Find the arc length of $x^3 \sqrt{9-x}$ on the interval $[0,9]$.
Progress so far:
The arc length L is given by:
$$L = \int_a^b{\sqrt{1 + {\left(\frac{\mathrm{d}y}{\mathrm{d}x}\right)}^2} \,\mathrm{d}x}$$
So we can find:
$$\frac{\mathrm{d}y}{\mathrm{d}x} = \frac{(54-7x)x^2}{2\sqrt{9-x}}$$
And eventually we wind up with this mess:
$$\int_0^9{\sqrt{1 + \frac{(54-7x)^2 x^4}{4(9-x)}} \,\mathrm{d}x}$$
Which can be expanded out to:
$$\int_0^9{\sqrt{\frac{49x^6 - 756 x^5 + 2916 x^4 - 4x + 36}{36 - 4x}} \,\mathrm{d}x}$$
The sextic polynomial in the numerator seems to be irreducible. However, it's possible to use polynomial long division on this beast, but it's unclear how that will help. For posterity after dividing the integrand is:
$$-\frac1{4}\left( 49 x^5 - 315 x^4 + 81 x^3 + 729 x^2 + 6561 x + 59045 - \frac{531441}{9-x}\right)$$
Numerically, the answer is:
$$L = 1041.550819604016\ldots$$
Does this arc have a closed form solution for its length?
How, in general, are problems like these handled?

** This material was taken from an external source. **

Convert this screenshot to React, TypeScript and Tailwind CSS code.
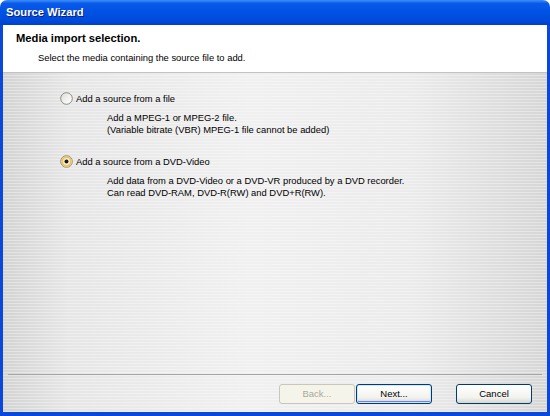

The form you have is likely the most "closed" you will find. Arc length integrals are generally difficult because of the square root and dot product involved, and only a few can be expressed "nicely," which is why there are so few arc length exercises in textbooks. In practice, a numerical solution can be found to arbitrary precision, so we're not too concerned with a closed form.